In retaliation for plaintiff dismissing her friend as unqualified, Vivian Villanueva “reported” to the academy and called the plaintiff two obscene names reserved for females, the suit alleges. Vivian Villanueva also warned others to keep Pimentel away from her because, “I will go off on that (epithet),” the suit states.
“This gross example of nepotism, abuse of office and workplace harassment has been ratified by current Sheriff Alex Villanueva, who allows his wife to call female deputies names … in the workplace,” the suit states.
Pimentel’s career progression “has now been effectively terminated” because of Vivian Villanueva’s personal attacks on her, according to the suit, which further alleges the sheriff’ spouse is “misusing her husband’s position as the apex employee of the Los Angeles County Sheriff’s Department to do illegal favors for her friends and punish those who do not do favors for her friends.”

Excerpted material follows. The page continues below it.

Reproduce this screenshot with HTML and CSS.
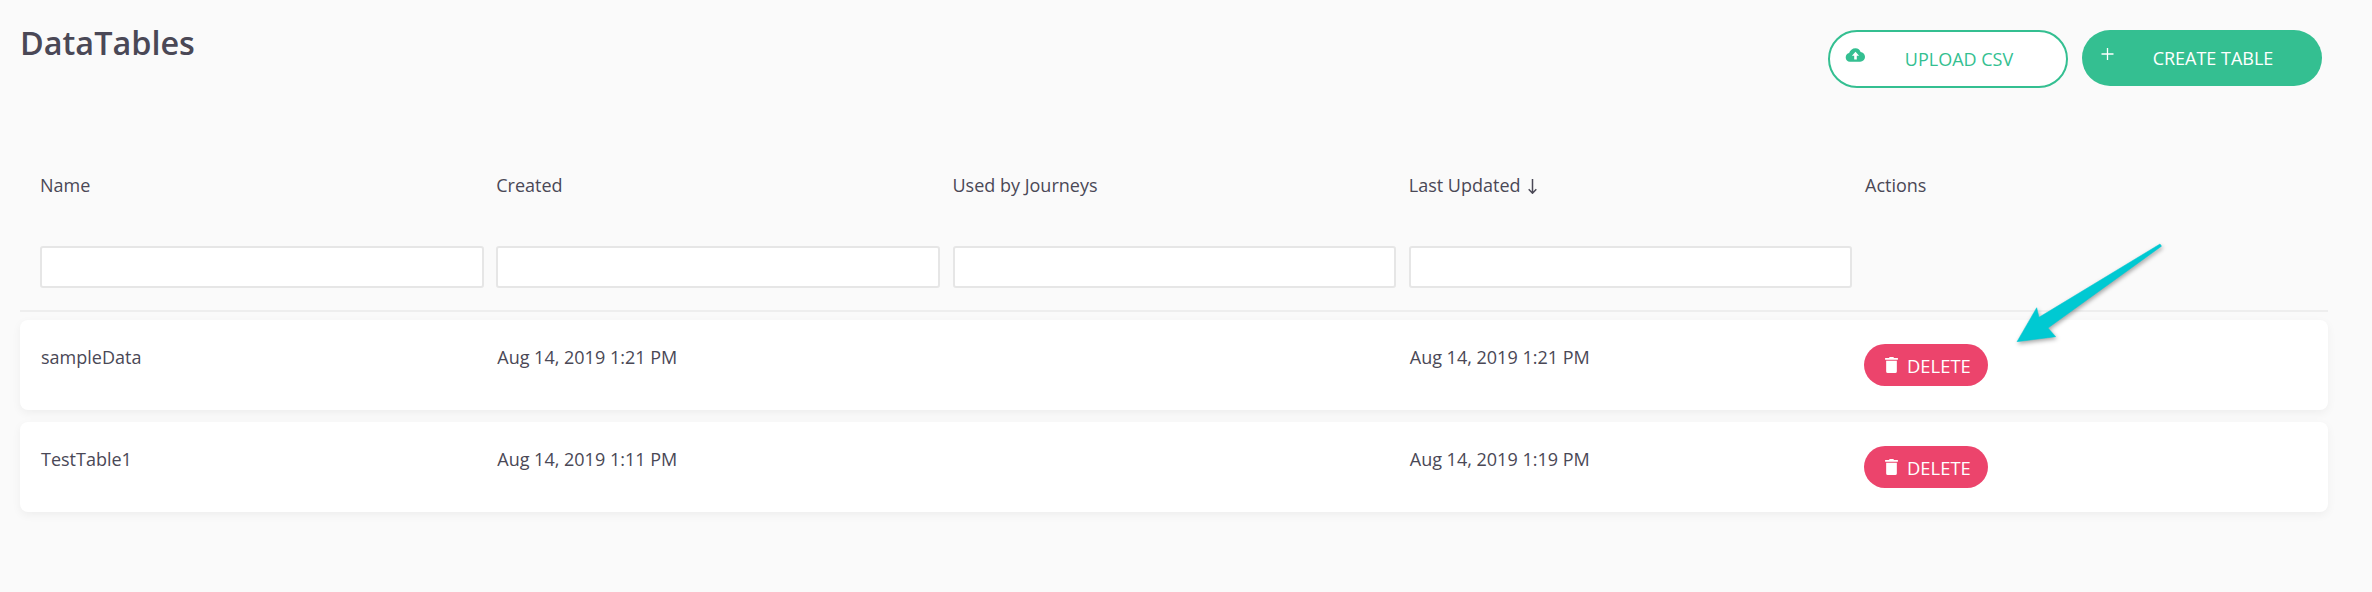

Garcia, upset because she was unable to meet the minimum physical standards for a deputy, filed a complaint against Pimentel because the plaintiff had told her, “The sheriff is not here to save you,” the suit states.
“Plaintiff expressed this to Garcia because (Pimentel) believed that Garcia would seek to abuse her influence with Sheriff Alex Villanueva, by and through his spouse Vivian Villanueva,” the suit states.
Contrary to what Pimentel alleges in her lawsuit, Vivian Villanueva does not have an office at any county building, has not supervised or reprimanded any county employees and does not have a county vehicle, lawyers for the sheriff’s spouse stated in their court papers filed ahead of Tuesday’s hearing.
“(Pimentel) appears to have added these knowingly false allegations to publicly embarrass Sheriff Villanueva,” Vivian Villanueva’s lawyers stated in their court papers.
Lawyers for the county were similarly critical of Pimentel’s claims against their client.
“The allegations in plaintiff’s complaint are boilerplate, illusory and conclusory,” county attorneys stated in their court papers. “Yet, none of these is supported by any facts in the complaint, other than plaintiff’s misperception of the reality caused by the strong dislike she has towards her co-workers.”